L'omerta autour de l'enquête
Dans son livre Dutroux, l'enquête assassinée , coécrit avec Anne Espereben, Aimé Bille met en lumière plus de 3 000 pages de documents et de relevés bancaires prouvant la manipulation de l'enquête et l'abandon de pistes majeures. Il évoque des éléments édifiants, comme un dépôt de 200 000 francs belges fait par Dutroux dans les 72 heures suivant la mort de Christine Van Hees. Cette transaction, pourtant cruciale, n'aurait jamais été exploitée, sous prétexte de « ne pas interférer avec la commission parlementaire ».

Malgré leur blanchiment officiel, Aimé Bille et Patriek De Baets n'ont jamais reçu de reconnaissance publique. Les médias qui avaient contribué à leur mise au ban sont restés silencieux une fois les enquêtes disciplinaires closes. Aimé Bille estime qu'il a dû défendre lui-même son honneur, dans l'indifférence générale.

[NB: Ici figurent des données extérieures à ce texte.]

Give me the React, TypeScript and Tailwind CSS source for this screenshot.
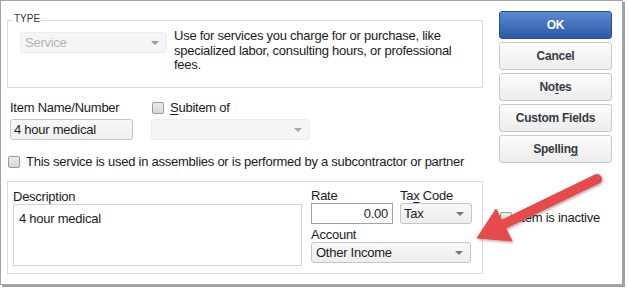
import React from "react";

function Caret({ color = "#777" }: { color?: string }) {
  return (
    <svg width="8" height="4" viewBox="0 0 8 4" className="shrink-0">
      <path d="M0 0 L8 0 L4 4 Z" fill={color} />
    </svg>
  );
}

function Check() {
  return (
    <span className="block w-[12px] h-[12px] shrink-0 rounded-[2px] border border-[#9a9a9a] bg-gradient-to-b from-[#ececec] to-[#d6d6d6]" />
  );
}

function Btn({ children, primary = false }: { children: React.ReactNode; primary?: boolean }) {
  return primary ? (
    <div className="h-[28px] flex items-center justify-center rounded-[3px] border border-[#2b4f95] bg-gradient-to-b from-[#5b8ad3] to-[#2d58a6] text-white font-bold text-[12px]">
      {children}
    </div>
  ) : (
    <div className="h-[28px] flex items-center justify-center rounded-[3px] border border-[#c9c9c9] bg-gradient-to-b from-[#fdfdfd] to-[#ececec] text-[#333a44] font-bold text-[12px]">
      {children}
    </div>
  );
}

export default function App() {
  return (
    <div
      className="relative w-[628px] h-[290px] bg-white overflow-hidden text-[13px] text-[#1b1b1b] tracking-[-0.25px]"
      style={{ fontFamily: '"Liberation Sans", Arial, sans-serif' }}
    >
      <div className="w-[623px] h-[285px] border border-[#a4a4a4] shadow-[2px_2px_0_#a0a0a0] flex pl-[6px]">
        {/* left column */}
        <div className="w-[476px] pt-[19px] flex flex-col">
          <div className="relative h-[68px] border border-[#dcdcdc] pl-[12px] pt-[8px] flex items-start">
            <span className="absolute left-[5px] top-[-7px] bg-white px-[1px] text-[10px] leading-[10px] tracking-normal text-[#333]">
              TYPE
            </span>
            <div className="mt-[3px] w-[147px] h-[21px] rounded-[3px] border border-[#ececec] bg-[#f5f5f5] flex items-center justify-between pl-[4px] pr-[7px] text-[#b4b4b4]">
              <span>Service</span>
              <Caret color="#9a9a9a" />
            </div>
            <p className="ml-[7px] w-[304px] leading-[14.5px]">
              Use for services you charge for or purchase, like specialized labor, consulting hours, or professional fees.
            </p>
          </div>

          <div className="mt-[12px] flex">
            <div className="w-[123px] ml-[3px] flex flex-col">
              <div className="leading-[15px]">Item Name/Number</div>
              <div className="mt-[4px] h-[21px] rounded-[3px] border border-[#c4c4c4] bg-gradient-to-b from-[#f8f8f8] to-[#efefef] flex items-center pl-[3px]">
                4 hour medical
              </div>
            </div>
            <div className="ml-[18px] w-[159px] flex flex-col">
              <div className="h-[15px] flex items-center">
                <span className="ml-[1px]">
                  <Check />
                </span>
                <span className="ml-[6px] leading-[15px]">
                  <span className="underline underline-offset-2">S</span>ubitem of
                </span>
              </div>
              <div className="mt-[4px] h-[21px] rounded-[3px] border border-[#ececec] bg-[#f5f5f5] flex items-center justify-end pr-[7px]">
                <Caret color="#a8a8a8" />
              </div>
            </div>
          </div>

          <div className="mt-[14px] h-[15px] flex items-center whitespace-nowrap">
            <span className="ml-[1px]">
              <Check />
            </span>
            <span className="ml-[6px] leading-[15px]">
              This service is used in assemblies or is performed by a subcontractor or partner
            </span>
          </div>

          <div className="mt-[12px] h-[93px] border border-[#dcdcdc] pl-[5px] pt-[7px] flex">
            <div className="w-[289px] flex flex-col">
              <div className="leading-[15px]">Description</div>
              <div className="h-[62px] border border-[#d4d4d4] bg-white pl-[5px] pt-[6px] leading-[15px]">
                4 hour medical
              </div>
            </div>
            <div className="ml-[9px] flex flex-col">
              <div className="flex">
                <div className="w-[82px] flex flex-col">
                  <div className="leading-[14px]">Rate</div>
                  <div className="h-[21px] border border-[#a3a3a3] bg-white flex items-center justify-end pr-[4px]">
                    0.00
                  </div>
                </div>
                <div className="ml-[7px] w-[72px] flex flex-col">
                  <div className="leading-[14px]">
                    Ta<span className="underline underline-offset-2">x</span> Code
                  </div>
                  <div className="h-[21px] rounded-[3px] border border-[#c6c6c6] bg-gradient-to-b from-[#f8f8f8] to-[#eeeeee] flex items-center justify-between pl-[3px] pr-[7px]">
                    <span>Tax</span>
                    <Caret />
                  </div>
                </div>
              </div>
              <div className="mt-[3px] leading-[15px]">Account</div>
              <div className="w-[160px] h-[21px] rounded-[3px] border border-[#c6c6c6] bg-gradient-to-b from-[#f8f8f8] to-[#eeeeee] flex items-center justify-between pl-[4px] pr-[7px]">
                <span>Other Income</span>
                <Caret />
              </div>
            </div>
          </div>
        </div>

        {/* right column */}
        <div className="ml-[16px] w-[113px] pt-[10px] flex flex-col">
          <div className="flex flex-col gap-[3px]">
            <Btn primary>OK</Btn>
            <Btn>Cancel</Btn>
            <Btn>
              <span>
                No<span className="underline underline-offset-2">t</span>es
              </span>
            </Btn>
            <Btn>Custom Fields</Btn>
            <Btn>
              <span>
                Spellin<span className="underline underline-offset-2">g</span>
              </span>
            </Btn>
          </div>
          <div className="mt-[47px] h-[15px] flex items-center whitespace-nowrap">
            <span className="ml-[1px]">
              <Check />
            </span>
            <span className="ml-[6px] leading-[15px]">Item is inactive</span>
          </div>
        </div>
      </div>

      {/* annotation arrow */}
      <svg className="absolute left-0 top-0 pointer-events-none" width={628} height={290} viewBox="0 0 628 290">
        <defs>
          <filter id="sh" x="-20%" y="-20%" width="140%" height="140%">
            <feDropShadow dx="1" dy="1.5" stdDeviation="1.2" floodColor="#000" floodOpacity="0.3" />
          </filter>
        </defs>
        <g filter="url(#sh)" fill="#e64b4b" stroke="#e64b4b">
          <line x1="597" y1="179" x2="502" y2="225" strokeWidth="10" strokeLinecap="round" />
          <polygon points="477,238 496,209 512,241" strokeWidth="1" strokeLinejoin="round" />
        </g>
      </svg>
    </div>
  );
}
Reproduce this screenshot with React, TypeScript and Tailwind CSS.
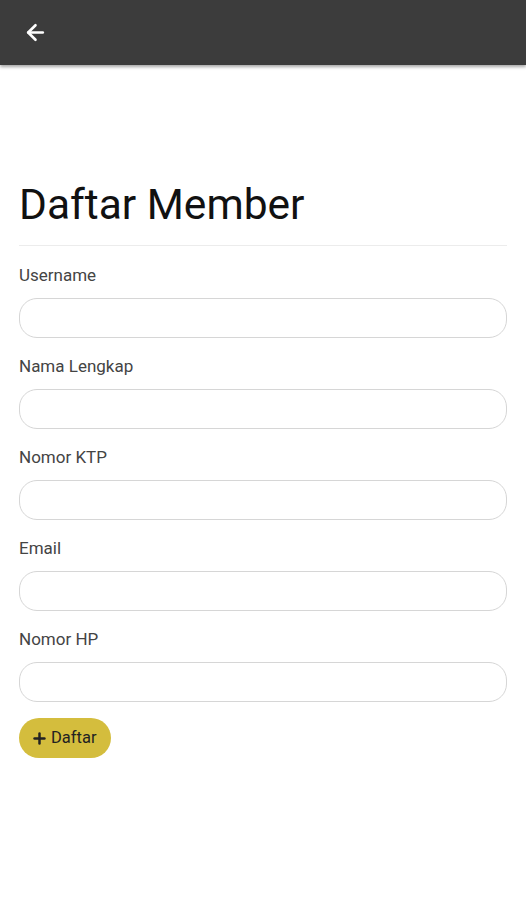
import { ArrowLeft, Plus } from "lucide-react";

const fields = ["Username", "Nama Lengkap", "Nomor KTP", "Email", "Nomor HP"];

export default function App() {
    return (
        <div className="min-h-screen bg-white" style={{ fontFamily: "Roboto, 'Liberation Sans', sans-serif" }}>
            <header className="h-[65px] bg-[#3c3c3c] flex items-center px-[23px] shadow-[0_2px_3px_rgba(0,0,0,0.35)]">
                <ArrowLeft className="text-white w-[25px] h-[25px]" strokeWidth={2.5} />
            </header>
            <main className="px-[19px] pt-[118px]">
                <h1 className="text-[42.5px] leading-[44px] text-[#111]">Daftar Member</h1>
                <hr className="mt-[18px] border-t border-[#ececec]" />
                <form className="mt-[19px] flex flex-col gap-[18px]">
                    {fields.map((f) => (
                        <div key={f} className="flex flex-col">
                            <label className="text-[17px] leading-[20px] text-[#444]">{f}</label>
                            <input className="mt-[13px] h-[40px] w-full rounded-[18px] border border-[#d6d6d6] px-4 outline-none" />
                        </div>
                    ))}
                    <div className="-mt-[2px]">
                        <button type="button" className="h-[40px] pl-[12px] pr-[14px] rounded-full bg-[#d4bd3d] flex items-center gap-[3px] text-[16.5px] text-[#222]">
                            <Plus className="w-[17px] h-[17px]" strokeWidth={3.5} />
                            Daftar
                        </button>
                    </div>
                </form>
            </main>
        </div>
    );
}
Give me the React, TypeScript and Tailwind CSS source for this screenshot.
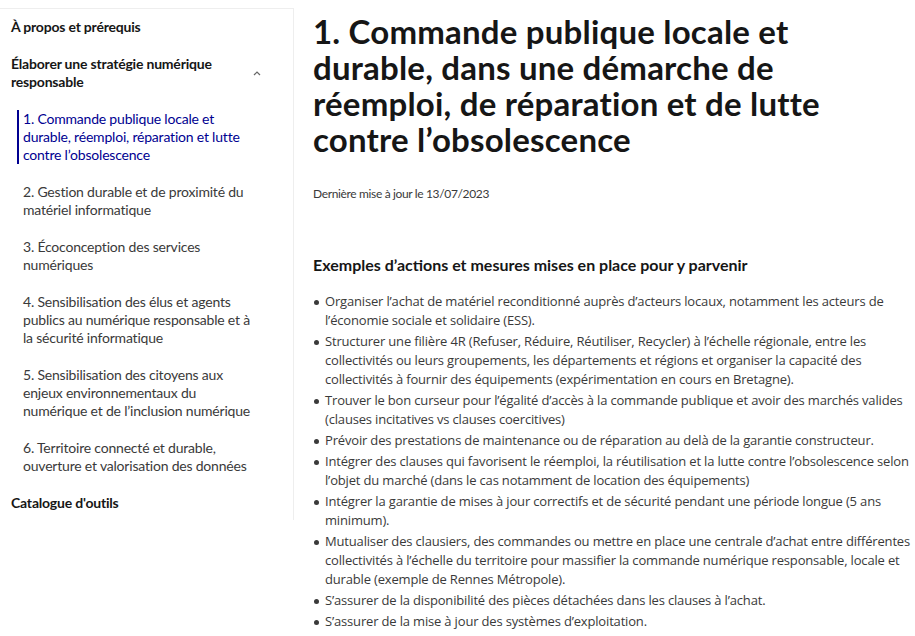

Une presse instrumentalisée
Aujourd'hui, le silence des médias autour de son livre « Dutroux, l'enquête assassinée » illustre selon lui une volonté de maintenir cette omerta. « Mon éditeur et moi avons contacté de nombreuses rédactions, mais nous avons été ignorés. Ce silence est révélateur », affirme Aimé Bille. Cette absence de débat empêche une réévaluation des faits, pourtant cruciale pour comprendre les zones d'ombre de cette affaire.
Un appel à la mobilisation citoyenne
Aujourd'hui, Aimé Bille demeure sceptique quant à la possibilité de rouvrir les dossiers : d'un côté, les délais de prescription limitent les actions en justice ; de l’autre, un manque de volonté politique freine toute nouvelle avancée. Il en appelle cependant à la création d'une commission d'enquête réellement indépendante, afin de faire la lumière sur ce qu'il qualifie de « scandale judiciaire » et redonner de l'espoir aux victimes et à leurs familles.
« La quête de justice ne doit jamais s'arrêter. Nous devons cette vérité aux victimes et à leurs proches », argue-t-il. À travers son livre et ses interventions publiques, Aimé Bille poursuit inlassablement sa mission : offrir une autre version des faits, et montrer que la vérité, même si elle dérange, ne peut être mise sous silence indéfiniment.